WASHINGTON (Reuters) - Automakers and their allies have stepped up lobbying to convince states that a proposal by California to cut tailpipe emissions sharply to fight global warming could further depress the struggling U.S. industry.
There is concern among General Motors Corp, Ford Motor Co, Chrysler LLC — and supporters in Congress and at state level — that the California initiative may survive court challenges and possibly be adopted by New York, Pennsylvania, and more than a dozen other states.
Adding pressure is a fresh U.S. Senate proposal that would force the administration of George W. Bush to let California enforce its plan, which has been in federal legal limbo since 2002.
Prospects of the bill becoming law are uncertain, though it illustrates that powerful lawmakers, including leading Democratic presidential candidates, want stronger environmental protection than industry is prepared to deliver.
The California proposal calls for a 30 percent reduction in car emissions over eight years beginning in 2009, equal to a fuel efficiency target of 43 miles per gallon for cars and some light trucks. A new U.S. energy law, reluctantly backed by Detroit as the “devil you know,” requires a 35 mpg average by 2020 — 40 percent better than today’s performance.
Industry executives and their allies said in interviews that a federal standard alongside a more challenging policy for certain states would wreak havoc with design and production plans and increase costs exponentially.
U.S. automakers, sandwiched between sliding sales and a softening economy on one side and a new mandate on the other, are scrambling to respond with more efficient engines and research on alternative fuels. The impact of December’s energy law alone at GM is $6,000 per vehicle, the company estimates.
Dave McCurdy, chief executive of the Alliance of Automobile Manufacturers, said in an interview that the industry’s lead trade group would redouble efforts to “educate” states that have committed to or are thinking about adopting the measure.
McCurdy said the California-inspired initiative would result in a “patchwork quilt of inconsistent and competing fuel economy programs” that would lead to “confusion, inefficiency, and uncertainty for automakers and consumers.”
Automakers have reason for worry after they and the Bush administration lost key court decisions last year in suits related to mileage improvements and the California case.
Moreover, Environmental Protection Agency documents released by a Senate committee last week showed agency staff concluded the EPA would probably win a suit by automakers if it granted California a waiver from current law to proceed with its plans, but that the agency would likely lose if it denied California’s bid and the state sued. That is exactly what happened after the EPA in December rejected California.
The appeals court in San Francisco has no timetable to rule on the challenge but carmakers hope for a change of venue.
Executives interviewed prefer to let McCurdy speak for them. But some said privately their best hope may rest with the Supreme Court. They agreed all bets were off if Democrats widened their majority in Congress and won the White House.

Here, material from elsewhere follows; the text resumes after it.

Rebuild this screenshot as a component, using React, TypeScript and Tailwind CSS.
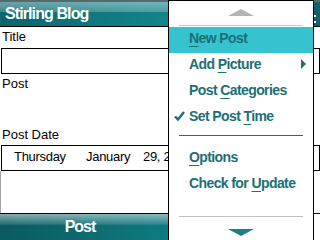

Hoping to boost their influence if that occurs in November, financial contributions to Democrats by manufacturers are about even with Republicans for the first time in years. In 2006, automakers gave to Republicans by a 2-to-1 margin, according to federal campaign finance data compiled by opensecrets.org.
U.S. automakers are in the midst of severe restructuring, closing plants and slashing jobs as they battle the loss of market share to Japanese rivals.
Michigan Attorney General Mike Cox warned of new pain if California wins. “I would urge all concerned to move cautiously, especially with respect to an industry that contributes significantly to GDP,” Cox said last week.
Cox said industry estimates show net auto-related job losses of between 60,000 and 100,000 if California were to impose its standard and other states were to follow suit.
Michigan, which would be hardest hit, has lost more than 350,000 manufacturing jobs since 2001, mainly in autos. The state’s 7.5 percent jobless rate is the nation’s highest.
Shares of Ford and GM have fallen by just under 20 percent in the past year, though GM has regained some value. Chrysler is privately held.
Although industry warns of steep job losses in the politically important states of Michigan and Ohio, Democratic presidential candidates Sens Barack Obama and Hillary Clinton signed on to the Senate bill proposed by California’s Barbara Boxer. Explaining their support, Clinton and Obama touted the benefits of tough measures to fight global warming.
Gov. Edward Rendell of Pennsylvania is skeptical of Detroit’s claims on emissions. The Democratic governor told Congress that carmakers previously dismissed safety mandates as too tough and then made millions of vehicles at huge profits.
“It’s baloney,” Rendell said. “It’s what the auto industry has been telling us for years and years.”